Given information:
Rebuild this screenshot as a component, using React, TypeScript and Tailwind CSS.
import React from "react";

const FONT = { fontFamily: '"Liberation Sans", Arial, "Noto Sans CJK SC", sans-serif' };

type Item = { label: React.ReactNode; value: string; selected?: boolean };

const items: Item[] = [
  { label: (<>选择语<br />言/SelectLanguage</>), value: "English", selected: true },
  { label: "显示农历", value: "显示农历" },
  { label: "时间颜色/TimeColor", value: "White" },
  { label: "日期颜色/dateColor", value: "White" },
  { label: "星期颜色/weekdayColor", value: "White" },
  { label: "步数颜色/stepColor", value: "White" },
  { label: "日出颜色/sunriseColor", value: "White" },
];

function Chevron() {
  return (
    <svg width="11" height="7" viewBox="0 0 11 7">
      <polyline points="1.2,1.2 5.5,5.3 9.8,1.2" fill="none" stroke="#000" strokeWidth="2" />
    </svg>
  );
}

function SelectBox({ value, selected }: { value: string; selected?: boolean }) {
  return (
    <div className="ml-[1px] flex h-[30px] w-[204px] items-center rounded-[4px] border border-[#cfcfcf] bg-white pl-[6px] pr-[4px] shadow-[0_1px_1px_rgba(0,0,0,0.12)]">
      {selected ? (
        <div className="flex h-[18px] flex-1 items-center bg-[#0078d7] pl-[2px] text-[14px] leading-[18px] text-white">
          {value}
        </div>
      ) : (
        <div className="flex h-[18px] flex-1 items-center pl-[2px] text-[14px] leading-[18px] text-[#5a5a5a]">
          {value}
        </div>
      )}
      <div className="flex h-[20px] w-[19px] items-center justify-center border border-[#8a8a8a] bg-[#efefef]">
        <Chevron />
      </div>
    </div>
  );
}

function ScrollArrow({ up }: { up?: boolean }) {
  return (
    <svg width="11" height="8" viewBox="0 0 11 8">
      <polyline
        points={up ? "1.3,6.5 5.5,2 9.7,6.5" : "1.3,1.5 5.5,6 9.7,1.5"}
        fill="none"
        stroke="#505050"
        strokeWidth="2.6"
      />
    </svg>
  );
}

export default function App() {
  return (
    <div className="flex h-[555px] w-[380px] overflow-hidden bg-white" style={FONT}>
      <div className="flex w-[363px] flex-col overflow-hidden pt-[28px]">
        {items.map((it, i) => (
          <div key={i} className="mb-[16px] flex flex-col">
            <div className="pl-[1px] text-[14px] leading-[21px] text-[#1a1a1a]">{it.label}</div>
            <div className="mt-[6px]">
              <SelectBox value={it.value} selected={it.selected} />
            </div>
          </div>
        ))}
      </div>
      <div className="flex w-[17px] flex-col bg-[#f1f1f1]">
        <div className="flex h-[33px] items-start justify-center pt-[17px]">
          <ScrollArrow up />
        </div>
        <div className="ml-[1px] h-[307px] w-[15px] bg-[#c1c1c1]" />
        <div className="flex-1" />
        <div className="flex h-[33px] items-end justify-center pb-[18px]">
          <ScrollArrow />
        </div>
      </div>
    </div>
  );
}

Task directions:
Your task is to output all of the data above word for word.

Exercise result:
Rebuild this screenshot as a component, using React, TypeScript and Tailwind CSS.
import React from "react";

const FONT = { fontFamily: '"Liberation Sans", Arial, "Noto Sans CJK SC", sans-serif' };

type Item = { label: React.ReactNode; value: string; selected?: boolean };

const items: Item[] = [
  { label: (<>选择语<br />言/SelectLanguage</>), value: "English", selected: true },
  { label: "显示农历", value: "显示农历" },
  { label: "时间颜色/TimeColor", value: "White" },
  { label: "日期颜色/dateColor", value: "White" },
  { label: "星期颜色/weekdayColor", value: "White" },
  { label: "步数颜色/stepColor", value: "White" },
  { label: "日出颜色/sunriseColor", value: "White" },
];

function Chevron() {
  return (
    <svg width="11" height="7" viewBox="0 0 11 7">
      <polyline points="1.2,1.2 5.5,5.3 9.8,1.2" fill="none" stroke="#000" strokeWidth="2" />
    </svg>
  );
}

function SelectBox({ value, selected }: { value: string; selected?: boolean }) {
  return (
    <div className="ml-[1px] flex h-[30px] w-[204px] items-center rounded-[4px] border border-[#cfcfcf] bg-white pl-[6px] pr-[4px] shadow-[0_1px_1px_rgba(0,0,0,0.12)]">
      {selected ? (
        <div className="flex h-[18px] flex-1 items-center bg-[#0078d7] pl-[2px] text-[14px] leading-[18px] text-white">
          {value}
        </div>
      ) : (
        <div className="flex h-[18px] flex-1 items-center pl-[2px] text-[14px] leading-[18px] text-[#5a5a5a]">
          {value}
        </div>
      )}
      <div className="flex h-[20px] w-[19px] items-center justify-center border border-[#8a8a8a] bg-[#efefef]">
        <Chevron />
      </div>
    </div>
  );
}

function ScrollArrow({ up }: { up?: boolean }) {
  return (
    <svg width="11" height="8" viewBox="0 0 11 8">
      <polyline
        points={up ? "1.3,6.5 5.5,2 9.7,6.5" : "1.3,1.5 5.5,6 9.7,1.5"}
        fill="none"
        stroke="#505050"
        strokeWidth="2.6"
      />
    </svg>
  );
}

export default function App() {
  return (
    <div className="flex h-[555px] w-[380px] overflow-hidden bg-white" style={FONT}>
      <div className="flex w-[363px] flex-col overflow-hidden pt-[28px]">
        {items.map((it, i) => (
          <div key={i} className="mb-[16px] flex flex-col">
            <div className="pl-[1px] text-[14px] leading-[21px] text-[#1a1a1a]">{it.label}</div>
            <div className="mt-[6px]">
              <SelectBox value={it.value} selected={it.selected} />
            </div>
          </div>
        ))}
      </div>
      <div className="flex w-[17px] flex-col bg-[#f1f1f1]">
        <div className="flex h-[33px] items-start justify-center pt-[17px]">
          <ScrollArrow up />
        </div>
        <div className="ml-[1px] h-[307px] w-[15px] bg-[#c1c1c1]" />
        <div className="flex-1" />
        <div className="flex h-[33px] items-end justify-center pb-[18px]">
          <ScrollArrow />
        </div>
      </div>
    </div>
  );
}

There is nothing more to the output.